IBMによると、企業資産に対する攻撃は右肩上がりで増えており、2015年のセキュリティインシデントは、前年比で64%増加したという。X-Force Redの目的は、企業に、自社システムのネットワーク、ハードウェア、アプリケーションに脆弱(ぜいじゃく)性があることを、サイバー犯罪者よりも早く発見できるよう支援すること。同時に、日常の業務プロセスや作業手順に潜む人為的な脆弱性についても精査する。
アプリケーション分野では、Webアプリケーションやモバイルアプリケーションからメインフレーム、ミドルウェアも含めて、ソースコードレビューや侵入テストを行うことで脆弱性を調査する。ハードウェア分野では、サーバやネットワーク機器、クライアントの他に、IoT(Internet of Things)システムやウェアラブル端末、PoS(Point of Sales)システム、セルフレジ端末、ATM(現金自動預け払い機)システム、自動車システムなども対象とする。
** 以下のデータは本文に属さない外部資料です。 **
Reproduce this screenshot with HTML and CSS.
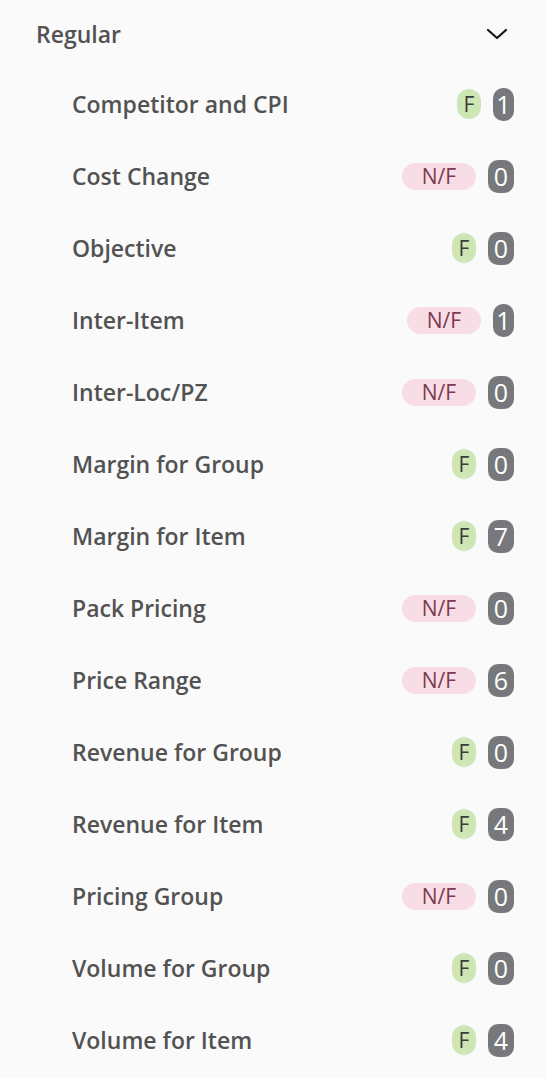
FILE: index.html
```html
<!DOCTYPE html>
<html lang="en">
<head>
  <meta charset="UTF-8">
  <title>Regular</title>
  <link rel="stylesheet" href="styles.css">
</head>
<body>

<div class="grup">
  <div class="grup-baslik">
    <span>Regular</span>
    <svg class="ok" width="22" height="14" viewBox="0 0 22 14"><path d="M2 3 L11 11 L20 3" fill="none" stroke="#161616" stroke-width="2.2" stroke-linecap="round" stroke-linejoin="round"/></svg>
  </div>

  <div class="satir"><span class="ad">Competitor and CPI</span><span class="rozet f">F</span><span class="sayi dar">1</span></div>
  <div class="satir"><span class="ad">Cost Change</span><span class="rozet nf">N/F</span><span class="sayi">0</span></div>
  <div class="satir"><span class="ad">Objective</span><span class="rozet f">F</span><span class="sayi">0</span></div>
  <div class="satir"><span class="ad">Inter-Item</span><span class="rozet nf">N/F</span><span class="sayi dar">1</span></div>
  <div class="satir"><span class="ad">Inter-Loc/PZ</span><span class="rozet nf">N/F</span><span class="sayi">0</span></div>
  <div class="satir"><span class="ad">Margin for Group</span><span class="rozet f">F</span><span class="sayi">0</span></div>
  <div class="satir"><span class="ad">Margin for Item</span><span class="rozet f">F</span><span class="sayi">7</span></div>
  <div class="satir"><span class="ad">Pack Pricing</span><span class="rozet nf">N/F</span><span class="sayi">0</span></div>
  <div class="satir"><span class="ad">Price Range</span><span class="rozet nf">N/F</span><span class="sayi">6</span></div>
  <div class="satir"><span class="ad">Revenue for Group</span><span class="rozet f">F</span><span class="sayi">0</span></div>
  <div class="satir"><span class="ad">Revenue for Item</span><span class="rozet f">F</span><span class="sayi">4</span></div>
  <div class="satir"><span class="ad">Pricing Group</span><span class="rozet nf">N/F</span><span class="sayi">0</span></div>
  <div class="satir"><span class="ad">Volume for Group</span><span class="rozet f">F</span><span class="sayi">0</span></div>
  <div class="satir"><span class="ad">Volume for Item</span><span class="rozet f">F</span><span class="sayi">4</span></div>
</div>

</body>
</html>
```

FILE: styles.css
```css
body {
  margin: 0;
  background-color: #fafafa;
  font-family: 'Open Sans', 'Noto Sans', sans-serif;
  color: #525252;
}

.grup {
  padding: 0 32px 0 36px;
}

.grup-baslik {
  display: flex;
  align-items: center;
  justify-content: space-between;
  height: 68px;
  font-size: 23px;
  font-weight: 600;
}

.ok {
  margin-right: 6px;
}

.satir {
  display: flex;
  align-items: center;
  height: 72px;
  padding-left: 36px;
}

.ad {
  flex: 1;
  font-size: 23px;
  font-weight: 600;
}

.rozet {
  display: flex;
  align-items: center;
  justify-content: center;
  margin-right: 12px;
  font-size: 21px;
}

.rozet.f {
  width: 24px;
  height: 30px;
  border-radius: 12px;
  background-color: #cde6b4;
  color: #3c3c3c;
}

.rozet.nf {
  width: 74px;
  height: 27px;
  border-radius: 14px;
  background-color: #f9dde4;
  color: #7a3a50;
}

.sayi {
  display: flex;
  align-items: center;
  justify-content: center;
  width: 26px;
  height: 33px;
  border-radius: 10px;
  background-color: #76787c;
  color: #fff;
  font-size: 25px;
  font-weight: 500;
}

.sayi.dar {
  width: 21px;
}
```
こうしたセキュリティサービスを企業向けに、「個別プロジェクト」「サブスクリプションベーステスト」「マネージドテストプログラム」という3つのモデルで提供する。サブスクリプションモデルでは、月額課金制で特定のテストに限定せずにサービスを受けられる。マネージドテストプログラムは、セキュリティ専門人員のない組織に向けて、X-Force Redへそれらの専門業務を依頼できるモデルとなる。
IBMはX-Force Redのサービスにより「企業はセキュリティコストを柔軟に制御できるだけでなく、アプリケーション/ネットワーク展開のライフサイクル全体にわたる脆弱性調査と管理を含めた、オンデマンド型の強力なテスト体制を整えることができる」と述べている。